They came to Nationals Park in historic numbers, bringing with them the intensity of a fan base that expects greatness.
Their red Strasburg and Harper jerseys filled Metro trains as far out as Virginia almost two hours before game time. Their cheers at each player’s introduction nearly drowned out the boom of fireworks. Their high-pitched wails to A-ha’s “Take On Me” — their team’s unusual anthem — echoed in perfect unison.
“It’s amazing,” said 29-year-old Chuck Pollard, gazing around at the stadium that was still mostly full in the ninth inning. “D.C. definitely likes a winner.”
Added his fiancee, 28-year-old Stephanie Tyson: “It feels like everybody’s all in.”
If opening day 2013 was any indication, baseball, which returned to the District in 2005, has finally permeated the fabric of this city and region. The announced attendance of 45,274 set a record for a regular-season game. Mike Corum, 62, paid $40 to a scalper for a spot in the standing-room-only crowd. He said he felt as if he got a bargain.
“I’d have paid $50,” Corum said, standing on his toes to peer between the people in front of him. “I like this, because the hope is so high here.”

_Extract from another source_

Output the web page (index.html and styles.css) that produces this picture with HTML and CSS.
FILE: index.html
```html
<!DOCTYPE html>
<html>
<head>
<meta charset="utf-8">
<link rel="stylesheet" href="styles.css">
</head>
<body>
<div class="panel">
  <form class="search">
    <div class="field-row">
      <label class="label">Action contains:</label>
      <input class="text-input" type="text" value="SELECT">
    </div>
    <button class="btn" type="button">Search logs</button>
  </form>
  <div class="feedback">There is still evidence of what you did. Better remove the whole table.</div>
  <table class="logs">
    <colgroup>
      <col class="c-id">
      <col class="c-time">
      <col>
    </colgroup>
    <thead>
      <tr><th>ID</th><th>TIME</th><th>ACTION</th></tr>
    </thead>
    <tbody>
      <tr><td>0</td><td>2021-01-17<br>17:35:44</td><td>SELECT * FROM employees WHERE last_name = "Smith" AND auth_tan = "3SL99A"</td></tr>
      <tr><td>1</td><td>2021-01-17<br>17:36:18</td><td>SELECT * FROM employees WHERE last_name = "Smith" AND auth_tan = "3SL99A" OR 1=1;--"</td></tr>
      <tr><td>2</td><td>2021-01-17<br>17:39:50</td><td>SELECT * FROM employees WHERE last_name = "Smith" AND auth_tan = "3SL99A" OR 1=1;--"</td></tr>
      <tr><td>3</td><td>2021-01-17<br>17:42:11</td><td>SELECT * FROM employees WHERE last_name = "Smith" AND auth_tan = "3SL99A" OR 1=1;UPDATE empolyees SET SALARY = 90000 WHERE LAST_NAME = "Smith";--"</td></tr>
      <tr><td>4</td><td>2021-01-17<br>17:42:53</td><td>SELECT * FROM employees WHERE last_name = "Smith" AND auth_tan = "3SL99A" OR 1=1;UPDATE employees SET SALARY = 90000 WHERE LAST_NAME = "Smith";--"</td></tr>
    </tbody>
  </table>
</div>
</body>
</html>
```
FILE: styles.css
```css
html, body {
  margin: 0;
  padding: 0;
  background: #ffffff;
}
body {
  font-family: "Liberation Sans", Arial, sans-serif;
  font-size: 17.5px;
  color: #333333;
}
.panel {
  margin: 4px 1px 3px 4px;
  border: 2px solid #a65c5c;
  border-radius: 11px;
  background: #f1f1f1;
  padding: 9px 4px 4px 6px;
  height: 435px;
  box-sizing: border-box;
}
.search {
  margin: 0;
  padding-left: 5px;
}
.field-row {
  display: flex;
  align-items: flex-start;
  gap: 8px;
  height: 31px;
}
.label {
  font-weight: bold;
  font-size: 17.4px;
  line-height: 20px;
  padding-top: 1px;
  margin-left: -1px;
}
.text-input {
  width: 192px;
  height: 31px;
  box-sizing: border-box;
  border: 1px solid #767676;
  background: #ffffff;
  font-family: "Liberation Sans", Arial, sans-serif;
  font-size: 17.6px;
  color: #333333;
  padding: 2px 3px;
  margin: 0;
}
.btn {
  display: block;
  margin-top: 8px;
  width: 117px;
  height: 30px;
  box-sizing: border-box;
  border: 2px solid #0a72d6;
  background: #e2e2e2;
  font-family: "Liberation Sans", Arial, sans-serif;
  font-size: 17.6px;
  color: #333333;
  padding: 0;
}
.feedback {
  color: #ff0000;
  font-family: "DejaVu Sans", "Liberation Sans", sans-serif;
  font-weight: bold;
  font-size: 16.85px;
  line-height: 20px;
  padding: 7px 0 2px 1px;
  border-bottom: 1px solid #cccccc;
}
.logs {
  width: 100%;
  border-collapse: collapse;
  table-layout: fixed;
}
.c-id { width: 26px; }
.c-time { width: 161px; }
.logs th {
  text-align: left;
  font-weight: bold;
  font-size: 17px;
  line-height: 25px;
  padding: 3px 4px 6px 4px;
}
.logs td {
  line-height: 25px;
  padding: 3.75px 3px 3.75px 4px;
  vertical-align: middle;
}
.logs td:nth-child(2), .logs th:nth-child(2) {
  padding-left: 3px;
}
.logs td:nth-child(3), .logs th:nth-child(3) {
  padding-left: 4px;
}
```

“Hopeful,” though, does not seem a strong enough adjective to describe the mood of fans toward their 2013 Nationals. Those at opening day 2012 were “optimistic” about a promising young team, said Dave Tyahla, 46, a lobbyist from Arlington. “This year,” he said, “the place is just buzzing. The whole city’s going nuts about this.”

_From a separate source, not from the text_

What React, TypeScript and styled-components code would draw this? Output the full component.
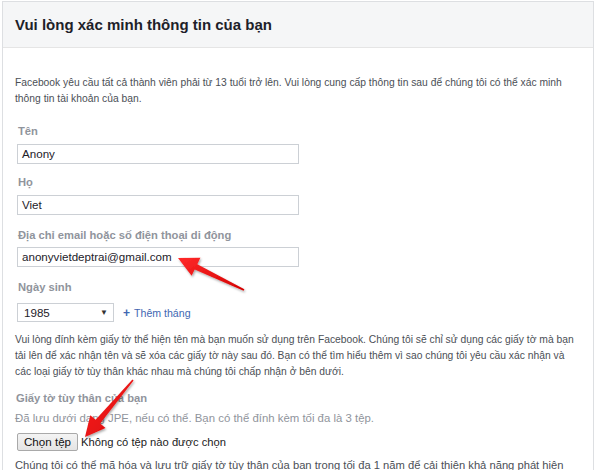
import React from "react";
import styled, { createGlobalStyle } from "styled-components";

const Global = createGlobalStyle`
  html, body { margin: 0; padding: 0; background: #fff; }
  body { font-family: "Liberation Sans", Arial, Helvetica, sans-serif; }
`;

const Page = styled.div`
  position: relative;
  width: 599px;
  height: 470px;
  overflow: hidden;
  padding: 1px 0 0 2px;
  box-sizing: border-box;
`;

const Panel = styled.div`
  width: 592px;
  border: 1px solid #dddfe2;
  border-bottom: none;
  box-sizing: border-box;
  background: #fff;
`;

const Header = styled.div`
  height: 45px;
  background: #f5f6f7;
  border-bottom: 1px solid #e5e5e5;
  display: flex;
  align-items: center;
  padding: 0 12px;
`;

const Title = styled.h2`
  margin: 0;
  font-size: 15px;
  font-weight: bold;
  color: #1d2129;
`;

const Body = styled.div`
  padding: 27px 20px 0 12px;
  display: flex;
  flex-direction: column;
`;

const Para = styled.p<{ $mb?: number; $size?: number }>`
  margin: 0 0 ${(p) => p.$mb ?? 0}px;
  font-size: ${(p) => p.$size ?? 10.3}px;
  line-height: 15.7px;
  color: #4b4f56;
  white-space: nowrap;
`;

const Field = styled.div<{ $mb: number }>`
  display: flex;
  flex-direction: column;
  align-items: flex-start;
  margin-bottom: ${(p) => p.$mb}px;
  padding-left: 2px;
`;

const Label = styled.div<{ $mb?: number }>`
  font-size: 11.2px;
  line-height: 16px;
  font-weight: bold;
  color: #90949c;
  margin-bottom: ${(p) => p.$mb ?? 5}px;
  margin-left: 1px;
`;

const TextBox = styled.div`
  width: 282px;
  height: 20px;
  box-sizing: border-box;
  border: 1px solid #ccd0d5;
  background: #fff;
  font-size: 11.6px;
  line-height: 18px;
  color: #1d2129;
  padding: 0 4px;
`;

const Row = styled.div`
  display: flex;
  align-items: center;
  gap: 9px;
`;

const Select = styled.div`
  width: 97px;
  height: 19px;
  box-sizing: border-box;
  border: 1px solid #ccd0d5;
  display: flex;
  align-items: center;
  justify-content: space-between;
  padding: 0 5px 0 6px;
  font-size: 11.6px;
  color: #1d2129;
`;

const Caret = styled.span`
  font-size: 8px;
  color: #333;
`;

const Link = styled.span`
  font-size: 10.6px;
  color: #4267b2;
  display: flex;
  align-items: center;
  gap: 4px;
`;

const Plus = styled.span`
  font-weight: bold;
  font-size: 12px;
`;

const Hint = styled.div`
  font-size: 11.4px;
  line-height: 16px;
  color: #90949c;
  margin-bottom: 7px;
`;

const FileRow = styled.div`
  display: flex;
  align-items: center;
  gap: 3px;
  margin-bottom: 7px;
  padding-left: 2px;
`;

const FileButton = styled.div`
  height: 18px;
  box-sizing: border-box;
  border: 1px solid #a9a9a9;
  border-radius: 2px;
  background: linear-gradient(#f4f4f4, #e4e4e4);
  font-size: 11.6px;
  line-height: 16px;
  padding: 0 6px;
  color: #111;
`;

const FileText = styled.span`
  font-size: 11.2px;
  color: #222;
`;

const Overlay = styled.svg`
  position: absolute;
  left: 0;
  top: 0;
  pointer-events: none;
`;

export default function App() {
  return (
    <Page>
      <Global />
      <Panel>
        <Header>
          <Title>Vui lòng xác minh thông tin của bạn</Title>
        </Header>
        <Body>
          <Para $mb={17}>
            Facebook yêu cầu tất cả thành viên phải từ 13 tuổi trở lên. Vui lòng cung cấp thông tin sau để chúng tôi có thể xác minh
            <br />
            thông tin tài khoản của bạn.
          </Para>
          <Field $mb={10}>
            <Label>Tên</Label>
            <TextBox>Anony</TextBox>
          </Field>
          <Field $mb={12}>
            <Label>Họ</Label>
            <TextBox>Viet</TextBox>
          </Field>
          <Field $mb={12}>
            <Label $mb={4}>Địa chỉ email hoặc số điện thoại di động</Label>
            <TextBox>anonyvietdeptrai@gmail.com</TextBox>
          </Field>
          <Field $mb={10}>
            <Label $mb={8}>Ngày sinh</Label>
            <Row>
              <Select>
                1985
                <Caret>▼</Caret>
              </Select>
              <Link>
                <Plus>+</Plus>Thêm tháng
              </Link>
            </Row>
          </Field>
          <Para $mb={10}>
            Vui lòng đính kèm giấy tờ thể hiện tên mà bạn muốn sử dụng trên Facebook. Chúng tôi sẽ chỉ sử dụng các giấy tờ mà bạn
            <br />
            tải lên để xác nhận tên và sẽ xóa các giấy tờ này sau đó. Bạn có thể tìm hiểu thêm vì sao chúng tôi yêu cầu xác nhận và
            <br />
            các loại giấy tờ tùy thân khác nhau mà chúng tôi chấp nhận ở bên dưới.
          </Para>
          <Label $mb={4}>Giấy tờ tùy thân của bạn</Label>
          <Hint>Đã lưu dưới dạng JPE, nếu có thể. Bạn có thể đính kèm tối đa là 3 tệp.</Hint>
          <FileRow>
            <FileButton>Chọn tệp</FileButton>
            <FileText>Không có tệp nào được chọn</FileText>
          </FileRow>
          <Para $size={11.2}>
            Chúng tôi có thể mã hóa và lưu trữ giấy tờ tùy thân của bạn trong tối đa 1 năm để cải thiện khả năng phát hiện
          </Para>
        </Body>
      </Panel>
      <Overlay width="599" height="470" viewBox="0 0 599 470">
        <defs>
          <filter id="sh" x="-20%" y="-20%" width="140%" height="140%">
            <feDropShadow dx="1" dy="1.5" stdDeviation="1" floodColor="#000" floodOpacity="0.35" />
          </filter>
          <linearGradient id="rg" x1="0" y1="0" x2="1" y2="1">
            <stop offset="0" stopColor="#ff2a2a" />
            <stop offset="1" stopColor="#d40000" />
          </linearGradient>
        </defs>
        <polygon
          filter="url(#sh)"
          fill="url(#rg)"
          points="178,258 200.4,257.8 197.3,264.2 244.4,289.3 243.6,290.7 194.7,269.5 191.6,275.8"
        />
        <polygon
          filter="url(#sh)"
          fill="url(#rg)"
          points="85,437 90.3,415.3 95.6,419.8 132.4,379.5 133.6,380.5 100.2,423.6 105.5,428.1"
        />
      </Overlay>
    </Page>
  );
}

Call it the Sports Illustrated effect: The magazine, after all, picked the Nationals to win the World Series. Blame it on Davey Johnson, the Nationals’ manager, who has branded this year’s slogan “World Series or bust.” For many, going to a Nationals game is no longer a diversion on a mild spring afternoon. It’s something that requires commitment, especially on opening day.
“It’s kind of like a religion,” said Mike Mullen, 53, who came to the ballpark dressed in a suit, having walked over from work at nearby National Defense University. “You have to come commune with your fellow fans.”

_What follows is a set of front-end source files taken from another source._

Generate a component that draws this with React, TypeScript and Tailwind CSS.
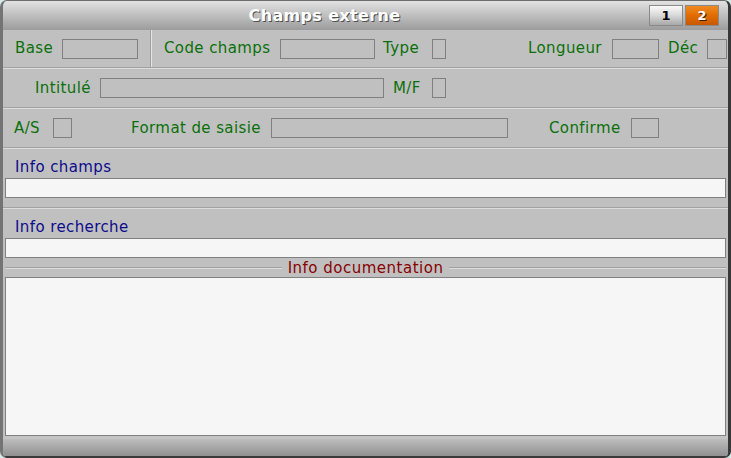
import React from "react";

const font = { fontFamily: '"DejaVu Sans", Verdana, sans-serif' };

function Field({ w }: { w: string }) {
  return <div className={`h-[20px] ${w} border border-[#808080] shrink-0`} />;
}

function Sep() {
  return (
    <div className="shrink-0 flex flex-col">
      <div className="h-[1px] bg-[#a2a2a2]" />
      <div className="h-[1px] bg-[#dcdcdc]" />
    </div>
  );
}

function Line() {
  return (
    <div className="flex-1 flex flex-col">
      <div className="h-[1px] bg-[#a0a0a0]" />
      <div className="h-[1px] bg-[#dcdcdc]" />
    </div>
  );
}

export default function App() {
  return (
    <div className="w-[731px] h-[458px] bg-[#d3ebe6]" style={font}>
      <div className="w-full h-full flex flex-col rounded-[7px] overflow-hidden border-l-[3px] border-l-[#747474] border-r-[3px] border-r-[#383838] border-t border-t-[#6c6c6c] bg-[#c0c0c0]">
        {/* title */}
        <div className="h-[29px] shrink-0 flex items-center bg-gradient-to-b from-[#e2e2e2] to-[#9c9c9c] pr-[9px]">
          <div
            className="flex-1 text-center text-white font-bold text-[16px] tracking-[0.35px] leading-[20px] pt-[1px]"
            style={{ textShadow: "1px 1px 0 #505050" }}
          >
            Champs externe
          </div>
          <div className="flex gap-[2px] pl-[3px]">
            <div className="w-[34px] h-[21px] border border-[#8a8a8a] bg-gradient-to-b from-[#fafafa] via-[#d8d8d8] to-[#a8a8a8] flex items-center justify-center text-[13px] font-bold text-black">
              1
            </div>
            <div
              className="w-[34px] h-[21px] border border-[#8a8a8a] bg-gradient-to-b from-[#f08a20] via-[#e06c00] to-[#c85800] flex items-center justify-center text-[13px] font-bold text-white"
              style={{ textShadow: "1px 1px 0 #402000" }}
            >
              2
            </div>
          </div>
        </div>

        {/* row 1 */}
        <div className="h-[37px] shrink-0 flex items-stretch text-[15px] tracking-[0.4px] text-[#0a700a]">
          <div className="flex items-center pl-[12px]">
            <div className="w-[47px]">Base</div>
            <Field w="w-[76px]" />
          </div>
          <div className="ml-[12px] w-[2px] border-l border-l-[#a0a0a0] border-r border-r-[#e4e4e4]" />
          <div className="flex items-center ml-[12px]">
            <div className="w-[116px]">Code champs</div>
            <Field w="w-[95px]" />
            <div className="ml-[8px] w-[49px]">Type</div>
            <Field w="w-[14px]" />
            <div className="ml-[82px] w-[84px]">Longueur</div>
            <Field w="w-[47px]" />
            <div className="ml-[9px] w-[39px]">Déc</div>
            <Field w="w-[20px]" />
          </div>
        </div>
        <Sep />

        {/* row 2 */}
        <div className="h-[38px] shrink-0 flex items-center text-[15px] tracking-[0.4px] text-[#0a700a] pl-[32px]">
          <div className="w-[65px]">Intitulé</div>
          <Field w="w-[284px]" />
          <div className="ml-[9px] w-[39px]">M/F</div>
          <Field w="w-[14px]" />
        </div>
        <Sep />

        {/* row 3 */}
        <div className="h-[38px] shrink-0 flex items-center text-[15px] tracking-[0.4px] text-[#0a700a] pl-[11px]">
          <div className="w-[39px]">A/S</div>
          <Field w="w-[19px]" />
          <div className="ml-[59px] w-[140px]">Format de saisie</div>
          <Field w="w-[237px]" />
          <div className="ml-[41px] w-[82px]">Confirme</div>
          <Field w="w-[28px]" />
        </div>
        <Sep />

        {/* Info champs */}
        <div className="h-[58px] shrink-0 flex flex-col px-[2px] pt-[9px]">
          <div className="h-[18px] leading-[18px] text-[15px] tracking-[0.4px] text-[#0c0c8c] pl-[10px]">Info champs</div>
          <div className="mt-[2px] h-[20px] border border-[#808080] bg-[#f6f6f6]" />
        </div>
        <Sep />

        {/* Info recherche */}
        <div className="shrink-0 flex flex-col px-[2px] pt-[9px]">
          <div className="h-[18px] leading-[18px] text-[15px] tracking-[0.4px] text-[#0c0c8c] pl-[10px]">Info recherche</div>
          <div className="mt-[2px] h-[20px] border border-[#808080] bg-[#f6f6f6]" />
        </div>

        {/* Info documentation */}
        <div className="h-[19px] shrink-0 flex items-center px-[2px]">
          <Line />
          <div className="px-[6px] text-[15px] tracking-[0.5px] text-[#880000] leading-[18px]">Info documentation</div>
          <Line />
        </div>
        <div className="px-[2px] shrink-0">
          <div className="h-[159px] border border-[#808080] bg-[#f6f6f6]" />
        </div>

        {/* bottom bar */}
        <div className="flex-1 border-t-[3px] border-t-[#c4c4c4] border-b-2 border-b-[#3a3a3a] bg-gradient-to-b from-[#bdbdbd] to-[#919191]" />
      </div>
    </div>
  );
}
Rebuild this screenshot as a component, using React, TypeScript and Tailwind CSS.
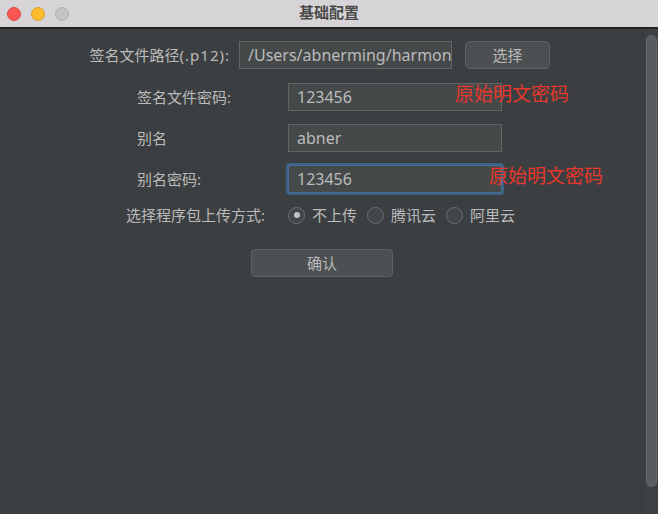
import React from 'react';

const FONT = { fontFamily: '"Noto Sans", "Noto Sans CJK SC", sans-serif' };

function Field({ value, width, focused }: { value: string; width: string; focused?: boolean }) {
  return (
    <div
      className={`${width} h-[28px] flex items-center px-2 bg-[#45494a] text-[16px] text-[#bbbbbb] overflow-hidden whitespace-nowrap ${
        focused
          ? 'border border-[#4a6f97] ring-2 ring-[#3d628a] rounded-[2px]'
          : 'border border-[#646464]'
      }`}
    >
      {value}
    </div>
  );
}

function Radio({ label, checked }: { label: string; checked?: boolean }) {
  return (
    <div className="flex items-center gap-[7px]">
      <span className="w-[17px] h-[17px] rounded-full border border-[#6b6f71] bg-[#42464a] flex items-center justify-center">
        {checked && <span className="w-[6px] h-[6px] rounded-full bg-[#c4c4c4]" />}
      </span>
      <span>{label}</span>
    </div>
  );
}

export default function App() {
  return (
    <div className="w-[658px] h-[514px] flex flex-col bg-[#3c3f41] overflow-hidden" style={FONT}>
      {/* Title bar */}
      <div className="h-[29px] shrink-0 bg-[#d6d4d6] border-b-2 border-[#232323] flex items-center">
        <div className="flex items-center gap-[10px] pl-[7px]">
          <span className="w-[14px] h-[14px] rounded-full bg-[#fc5753] border border-[#de4740]" />
          <span className="w-[14px] h-[14px] rounded-full bg-[#fdbc2e] border border-[#de9f22]" />
          <span className="w-[14px] h-[14px] rounded-full bg-[#c5c4c5] border border-[#b0afb0]" />
        </div>
        <div className="flex-1 text-center pr-[69px] pb-[2px] text-[15px] font-bold text-[#4a4a4a]">基础配置</div>
      </div>

      <div className="flex-1 flex">
        {/* Form */}
        <div className="flex-1 flex flex-col text-[15px] text-[#bbbbbb]">
          <div className="mt-[12px] h-[28px] flex items-center">
            <div className="w-[231px] text-right pr-[1px] whitespace-nowrap">
              签名文件路径<span className="tracking-[1px]">(.p12):</span>
            </div>
            <div className="ml-[8px]">
              <Field value="/Users/abnerming/harmony" width="w-[213px]" />
            </div>
            <button className="ml-[13px] w-[85px] h-[28px] rounded-[5px] bg-[#4c5052] border border-[#5e6163] text-[15px] text-[#bbbbbb]">
              选择
            </button>
          </div>

          <div className="mt-[14px] h-[28px] flex items-center relative">
            <div className="w-[288px] pl-[137px]">签名文件密码:</div>
            <Field value="123456" width="w-[214px]" />
            <span className="absolute left-[455px] top-[-3px] text-[19px] text-[#e8372c]">原始明文密码</span>
          </div>

          <div className="mt-[13px] h-[28px] flex items-center">
            <div className="w-[288px] pl-[137px]">别名</div>
            <Field value="abner" width="w-[214px]" />
          </div>

          <div className="mt-[13px] h-[28px] flex items-center relative">
            <div className="w-[288px] pl-[137px]">别名密码:</div>
            <Field value="123456" width="w-[214px]" focused />
            <span className="absolute left-[489px] top-[-3px] text-[19px] text-[#e8372c]">原始明文密码</span>
          </div>

          <div className="mt-[12px] h-[20px] flex items-center pl-[126px]">
            <span className="w-[162px]">选择程序包上传方式:</span>
            <div className="flex items-center gap-[10px]">
              <Radio label="不上传" checked />
              <Radio label="腾讯云" />
              <Radio label="阿里云" />
            </div>
          </div>

          <div className="mt-[24px] pl-[251px]">
            <button className="w-[142px] h-[28px] rounded-[4px] bg-[#4c5052] border border-[#5e6163] text-[15px] text-[#bbbbbb]">
              确认
            </button>
          </div>
        </div>

        {/* Scrollbar */}
        <div className="w-[15px] shrink-0 bg-[#3e4143] border-l border-[#393b3d] pt-[6px] pb-[27px] pl-[2px] pr-[1px]">
          <div className="h-full rounded-full bg-[#595c5e] border border-[#66696b]" />
        </div>
      </div>
    </div>
  );
}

One man, who would give his name only as Terry, said he was skipping out on work for a few hours to come to the game Monday. He reasoned that “any baseball game’s worth missing work,” and opening day during what might be a World Series year was particularly significant.
“This is incredible,” he said. “The place is packed.”
Some fans fretted over the massive expectations — noting that even with 98 regular season wins last year, the team suffered a painful ouster in the playoffs.
John Fourkas, 49, who came to opening day with his wife, Amy, and son, Austen, said he thinks regularly about the final strike that he thinks umpires were unwilling to call in that playoff series. But that, he said, does not dampen his hopes for this season.
“In one sense, I feel like, ‘Oh boy, they’ve got to climb the hill all over again,’ ” he said, watching batting practice from his seat three rows above the field. “But in another sense, they arrived a year early.”
Added Amy Fourkas: “I think they’re going all the way, but I’ve been saying that every year.”
Mark Schwanbeck, 61, said he thinks the team will “be a contender all the way through if they stay healthy,” and it could remain that way for years to come.
“I think it’s obviously the talent, but the age of the talent — all of these guys are entering into or right at their primes,” Schwanbeck said. “Last year was phenomenal, and we have expectations that this year will be even more phenomenal.”
On Monday, he and more than 45,000 others were not disappointed. Bryce Harper homered twice, Stephen Strasburg pitched seven shutout innings and the Nats did nothing to temper the talk of postseason accolades.
“If this is going to be an MVP season, that’s a nice way to start it,” Charles Kitchen, 27, said of Harper as he watched the game’s final strike. “I think Davey Johnson was right when he said ‘World Series or bust.’ ”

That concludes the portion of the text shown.